§ What the exercise asks
Word for word, print each line of the listing below; pictures stay out.

§ Input records
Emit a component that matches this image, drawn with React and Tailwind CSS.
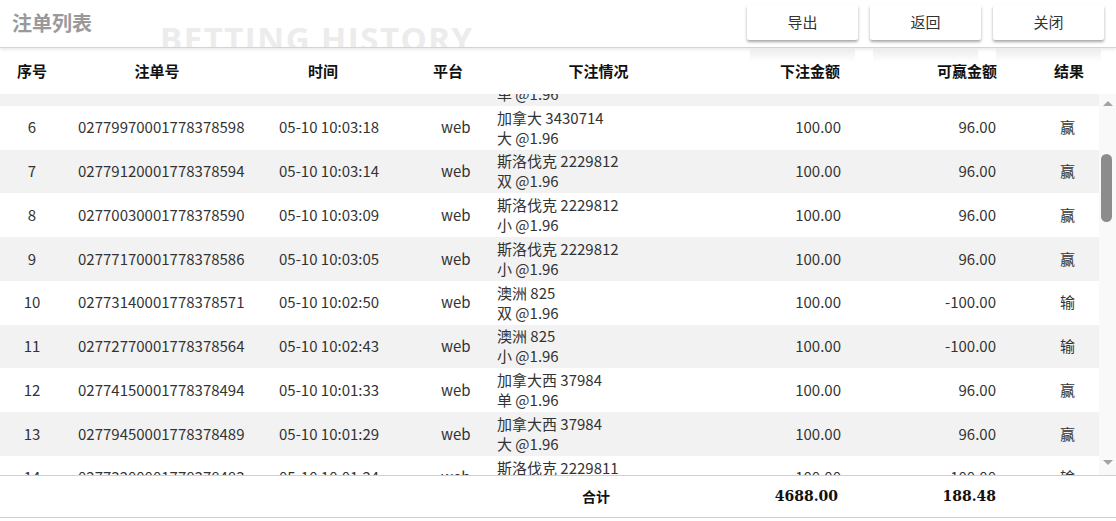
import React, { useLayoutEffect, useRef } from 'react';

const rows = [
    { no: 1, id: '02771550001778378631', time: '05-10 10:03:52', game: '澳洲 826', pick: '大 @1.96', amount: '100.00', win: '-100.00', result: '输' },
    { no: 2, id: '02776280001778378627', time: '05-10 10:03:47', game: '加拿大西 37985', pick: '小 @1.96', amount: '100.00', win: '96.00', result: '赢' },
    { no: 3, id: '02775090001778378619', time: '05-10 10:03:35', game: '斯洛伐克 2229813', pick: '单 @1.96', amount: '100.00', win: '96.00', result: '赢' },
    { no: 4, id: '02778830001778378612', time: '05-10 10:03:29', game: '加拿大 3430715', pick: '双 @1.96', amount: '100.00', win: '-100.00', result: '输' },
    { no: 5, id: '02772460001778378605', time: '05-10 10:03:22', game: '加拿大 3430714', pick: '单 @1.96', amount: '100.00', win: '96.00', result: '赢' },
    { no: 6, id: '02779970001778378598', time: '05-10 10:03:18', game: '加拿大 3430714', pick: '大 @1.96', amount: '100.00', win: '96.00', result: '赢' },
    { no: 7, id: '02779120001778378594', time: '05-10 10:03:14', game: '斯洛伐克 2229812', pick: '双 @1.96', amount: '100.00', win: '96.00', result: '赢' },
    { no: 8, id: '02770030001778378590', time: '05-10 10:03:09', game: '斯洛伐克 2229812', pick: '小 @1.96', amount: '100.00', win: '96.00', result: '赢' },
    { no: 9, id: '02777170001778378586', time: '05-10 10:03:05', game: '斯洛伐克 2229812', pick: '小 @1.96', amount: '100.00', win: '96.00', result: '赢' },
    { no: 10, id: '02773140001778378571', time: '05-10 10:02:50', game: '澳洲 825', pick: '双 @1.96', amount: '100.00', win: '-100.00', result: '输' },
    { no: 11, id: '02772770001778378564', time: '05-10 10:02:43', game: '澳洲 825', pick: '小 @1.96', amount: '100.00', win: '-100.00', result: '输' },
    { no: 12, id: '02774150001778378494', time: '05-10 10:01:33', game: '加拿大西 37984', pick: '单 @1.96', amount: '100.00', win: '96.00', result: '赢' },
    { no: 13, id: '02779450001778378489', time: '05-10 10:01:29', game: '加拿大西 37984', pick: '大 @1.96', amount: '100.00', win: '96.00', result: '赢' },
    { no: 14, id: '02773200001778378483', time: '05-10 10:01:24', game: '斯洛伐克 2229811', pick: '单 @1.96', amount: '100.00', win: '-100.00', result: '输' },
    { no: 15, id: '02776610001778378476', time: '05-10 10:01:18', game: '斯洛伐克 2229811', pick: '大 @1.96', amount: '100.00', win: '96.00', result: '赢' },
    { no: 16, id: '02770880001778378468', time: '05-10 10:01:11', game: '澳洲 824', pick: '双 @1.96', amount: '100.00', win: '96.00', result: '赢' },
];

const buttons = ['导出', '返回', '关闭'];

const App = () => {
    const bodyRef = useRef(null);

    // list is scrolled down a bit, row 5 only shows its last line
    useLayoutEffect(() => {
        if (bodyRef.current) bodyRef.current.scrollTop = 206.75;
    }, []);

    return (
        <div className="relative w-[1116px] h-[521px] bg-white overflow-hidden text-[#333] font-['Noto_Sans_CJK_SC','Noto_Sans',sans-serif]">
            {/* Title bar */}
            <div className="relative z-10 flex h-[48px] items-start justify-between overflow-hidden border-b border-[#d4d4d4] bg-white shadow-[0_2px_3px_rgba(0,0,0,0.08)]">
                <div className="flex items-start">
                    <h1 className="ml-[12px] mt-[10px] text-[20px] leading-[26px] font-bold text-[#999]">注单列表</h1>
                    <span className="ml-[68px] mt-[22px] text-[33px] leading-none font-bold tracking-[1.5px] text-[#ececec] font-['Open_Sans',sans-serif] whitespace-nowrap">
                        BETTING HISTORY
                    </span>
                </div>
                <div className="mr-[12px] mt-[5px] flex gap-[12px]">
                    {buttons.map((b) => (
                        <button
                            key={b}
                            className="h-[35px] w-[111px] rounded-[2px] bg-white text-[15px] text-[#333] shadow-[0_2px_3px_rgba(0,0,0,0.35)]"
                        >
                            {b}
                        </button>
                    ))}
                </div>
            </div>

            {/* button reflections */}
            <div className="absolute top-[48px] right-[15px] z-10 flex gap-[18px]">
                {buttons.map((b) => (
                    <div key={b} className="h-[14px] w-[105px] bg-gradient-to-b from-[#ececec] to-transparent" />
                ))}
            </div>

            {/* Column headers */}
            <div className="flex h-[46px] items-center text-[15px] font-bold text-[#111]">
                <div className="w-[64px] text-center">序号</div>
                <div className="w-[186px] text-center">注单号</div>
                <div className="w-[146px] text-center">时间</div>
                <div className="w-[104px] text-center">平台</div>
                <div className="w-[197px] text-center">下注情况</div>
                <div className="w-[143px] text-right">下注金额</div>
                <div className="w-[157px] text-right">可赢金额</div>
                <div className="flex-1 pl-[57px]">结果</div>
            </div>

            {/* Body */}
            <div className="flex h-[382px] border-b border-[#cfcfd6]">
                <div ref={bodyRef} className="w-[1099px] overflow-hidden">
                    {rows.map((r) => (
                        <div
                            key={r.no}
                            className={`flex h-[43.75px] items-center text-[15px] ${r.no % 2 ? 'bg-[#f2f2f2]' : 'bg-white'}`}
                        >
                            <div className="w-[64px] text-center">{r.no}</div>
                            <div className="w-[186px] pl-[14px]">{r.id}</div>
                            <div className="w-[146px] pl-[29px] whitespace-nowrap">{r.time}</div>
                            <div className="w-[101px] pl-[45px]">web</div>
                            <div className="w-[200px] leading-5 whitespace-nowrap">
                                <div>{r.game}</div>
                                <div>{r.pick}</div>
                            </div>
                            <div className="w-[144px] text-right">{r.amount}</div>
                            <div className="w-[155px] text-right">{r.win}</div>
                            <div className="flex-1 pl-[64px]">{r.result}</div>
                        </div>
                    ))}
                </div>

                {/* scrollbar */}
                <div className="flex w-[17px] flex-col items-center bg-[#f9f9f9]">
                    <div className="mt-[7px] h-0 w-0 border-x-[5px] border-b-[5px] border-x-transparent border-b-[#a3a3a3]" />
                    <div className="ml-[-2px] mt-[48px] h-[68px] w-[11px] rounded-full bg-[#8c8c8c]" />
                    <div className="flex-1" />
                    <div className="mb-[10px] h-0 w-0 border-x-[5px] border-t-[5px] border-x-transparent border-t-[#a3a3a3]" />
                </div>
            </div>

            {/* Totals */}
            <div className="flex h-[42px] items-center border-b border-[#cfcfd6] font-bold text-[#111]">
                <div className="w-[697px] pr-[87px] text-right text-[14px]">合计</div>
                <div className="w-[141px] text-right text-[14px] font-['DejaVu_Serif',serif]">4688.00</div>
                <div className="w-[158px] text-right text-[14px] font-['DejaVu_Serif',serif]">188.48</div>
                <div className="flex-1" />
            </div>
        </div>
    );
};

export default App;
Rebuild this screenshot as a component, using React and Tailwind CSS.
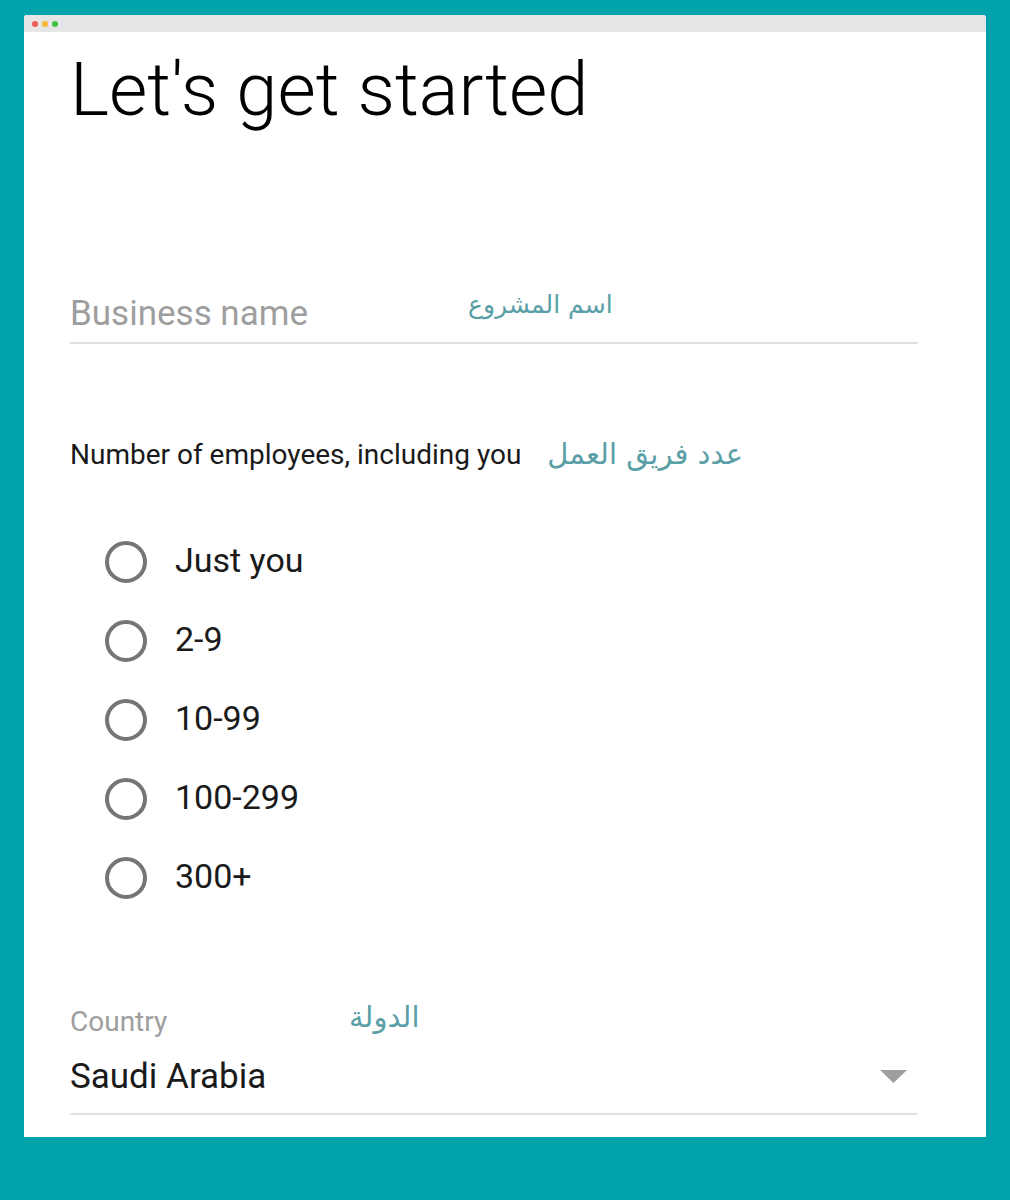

§ Task solution
Emit a component that matches this image, drawn with React and Tailwind CSS.
import React, { useLayoutEffect, useRef } from 'react';

const rows = [
    { no: 1, id: '02771550001778378631', time: '05-10 10:03:52', game: '澳洲 826', pick: '大 @1.96', amount: '100.00', win: '-100.00', result: '输' },
    { no: 2, id: '02776280001778378627', time: '05-10 10:03:47', game: '加拿大西 37985', pick: '小 @1.96', amount: '100.00', win: '96.00', result: '赢' },
    { no: 3, id: '02775090001778378619', time: '05-10 10:03:35', game: '斯洛伐克 2229813', pick: '单 @1.96', amount: '100.00', win: '96.00', result: '赢' },
    { no: 4, id: '02778830001778378612', time: '05-10 10:03:29', game: '加拿大 3430715', pick: '双 @1.96', amount: '100.00', win: '-100.00', result: '输' },
    { no: 5, id: '02772460001778378605', time: '05-10 10:03:22', game: '加拿大 3430714', pick: '单 @1.96', amount: '100.00', win: '96.00', result: '赢' },
    { no: 6, id: '02779970001778378598', time: '05-10 10:03:18', game: '加拿大 3430714', pick: '大 @1.96', amount: '100.00', win: '96.00', result: '赢' },
    { no: 7, id: '02779120001778378594', time: '05-10 10:03:14', game: '斯洛伐克 2229812', pick: '双 @1.96', amount: '100.00', win: '96.00', result: '赢' },
    { no: 8, id: '02770030001778378590', time: '05-10 10:03:09', game: '斯洛伐克 2229812', pick: '小 @1.96', amount: '100.00', win: '96.00', result: '赢' },
    { no: 9, id: '02777170001778378586', time: '05-10 10:03:05', game: '斯洛伐克 2229812', pick: '小 @1.96', amount: '100.00', win: '96.00', result: '赢' },
    { no: 10, id: '02773140001778378571', time: '05-10 10:02:50', game: '澳洲 825', pick: '双 @1.96', amount: '100.00', win: '-100.00', result: '输' },
    { no: 11, id: '02772770001778378564', time: '05-10 10:02:43', game: '澳洲 825', pick: '小 @1.96', amount: '100.00', win: '-100.00', result: '输' },
    { no: 12, id: '02774150001778378494', time: '05-10 10:01:33', game: '加拿大西 37984', pick: '单 @1.96', amount: '100.00', win: '96.00', result: '赢' },
    { no: 13, id: '02779450001778378489', time: '05-10 10:01:29', game: '加拿大西 37984', pick: '大 @1.96', amount: '100.00', win: '96.00', result: '赢' },
    { no: 14, id: '02773200001778378483', time: '05-10 10:01:24', game: '斯洛伐克 2229811', pick: '单 @1.96', amount: '100.00', win: '-100.00', result: '输' },
    { no: 15, id: '02776610001778378476', time: '05-10 10:01:18', game: '斯洛伐克 2229811', pick: '大 @1.96', amount: '100.00', win: '96.00', result: '赢' },
    { no: 16, id: '02770880001778378468', time: '05-10 10:01:11', game: '澳洲 824', pick: '双 @1.96', amount: '100.00', win: '96.00', result: '赢' },
];

const buttons = ['导出', '返回', '关闭'];

const App = () => {
    const bodyRef = useRef(null);

    // list is scrolled down a bit, row 5 only shows its last line
    useLayoutEffect(() => {
        if (bodyRef.current) bodyRef.current.scrollTop = 206.75;
    }, []);

    return (
        <div className="relative w-[1116px] h-[521px] bg-white overflow-hidden text-[#333] font-['Noto_Sans_CJK_SC','Noto_Sans',sans-serif]">
            {/* Title bar */}
            <div className="relative z-10 flex h-[48px] items-start justify-between overflow-hidden border-b border-[#d4d4d4] bg-white shadow-[0_2px_3px_rgba(0,0,0,0.08)]">
                <div className="flex items-start">
                    <h1 className="ml-[12px] mt-[10px] text-[20px] leading-[26px] font-bold text-[#999]">注单列表</h1>
                    <span className="ml-[68px] mt-[22px] text-[33px] leading-none font-bold tracking-[1.5px] text-[#ececec] font-['Open_Sans',sans-serif] whitespace-nowrap">
                        BETTING HISTORY
                    </span>
                </div>
                <div className="mr-[12px] mt-[5px] flex gap-[12px]">
                    {buttons.map((b) => (
                        <button
                            key={b}
                            className="h-[35px] w-[111px] rounded-[2px] bg-white text-[15px] text-[#333] shadow-[0_2px_3px_rgba(0,0,0,0.35)]"
                        >
                            {b}
                        </button>
                    ))}
                </div>
            </div>

            {/* button reflections */}
            <div className="absolute top-[48px] right-[15px] z-10 flex gap-[18px]">
                {buttons.map((b) => (
                    <div key={b} className="h-[14px] w-[105px] bg-gradient-to-b from-[#ececec] to-transparent" />
                ))}
            </div>

            {/* Column headers */}
            <div className="flex h-[46px] items-center text-[15px] font-bold text-[#111]">
                <div className="w-[64px] text-center">序号</div>
                <div className="w-[186px] text-center">注单号</div>
                <div className="w-[146px] text-center">时间</div>
                <div className="w-[104px] text-center">平台</div>
                <div className="w-[197px] text-center">下注情况</div>
                <div className="w-[143px] text-right">下注金额</div>
                <div className="w-[157px] text-right">可赢金额</div>
                <div className="flex-1 pl-[57px]">结果</div>
            </div>

            {/* Body */}
            <div className="flex h-[382px] border-b border-[#cfcfd6]">
                <div ref={bodyRef} className="w-[1099px] overflow-hidden">
                    {rows.map((r) => (
                        <div
                            key={r.no}
                            className={`flex h-[43.75px] items-center text-[15px] ${r.no % 2 ? 'bg-[#f2f2f2]' : 'bg-white'}`}
                        >
                            <div className="w-[64px] text-center">{r.no}</div>
                            <div className="w-[186px] pl-[14px]">{r.id}</div>
                            <div className="w-[146px] pl-[29px] whitespace-nowrap">{r.time}</div>
                            <div className="w-[101px] pl-[45px]">web</div>
                            <div className="w-[200px] leading-5 whitespace-nowrap">
                                <div>{r.game}</div>
                                <div>{r.pick}</div>
                            </div>
                            <div className="w-[144px] text-right">{r.amount}</div>
                            <div className="w-[155px] text-right">{r.win}</div>
                            <div className="flex-1 pl-[64px]">{r.result}</div>
                        </div>
                    ))}
                </div>

                {/* scrollbar */}
                <div className="flex w-[17px] flex-col items-center bg-[#f9f9f9]">
                    <div className="mt-[7px] h-0 w-0 border-x-[5px] border-b-[5px] border-x-transparent border-b-[#a3a3a3]" />
                    <div className="ml-[-2px] mt-[48px] h-[68px] w-[11px] rounded-full bg-[#8c8c8c]" />
                    <div className="flex-1" />
                    <div className="mb-[10px] h-0 w-0 border-x-[5px] border-t-[5px] border-x-transparent border-t-[#a3a3a3]" />
                </div>
            </div>

            {/* Totals */}
            <div className="flex h-[42px] items-center border-b border-[#cfcfd6] font-bold text-[#111]">
                <div className="w-[697px] pr-[87px] text-right text-[14px]">合计</div>
                <div className="w-[141px] text-right text-[14px] font-['DejaVu_Serif',serif]">4688.00</div>
                <div className="w-[158px] text-right text-[14px] font-['DejaVu_Serif',serif]">188.48</div>
                <div className="flex-1" />
            </div>
        </div>
    );
};

export default App;
Rebuild this screenshot as a component, using React and Tailwind CSS.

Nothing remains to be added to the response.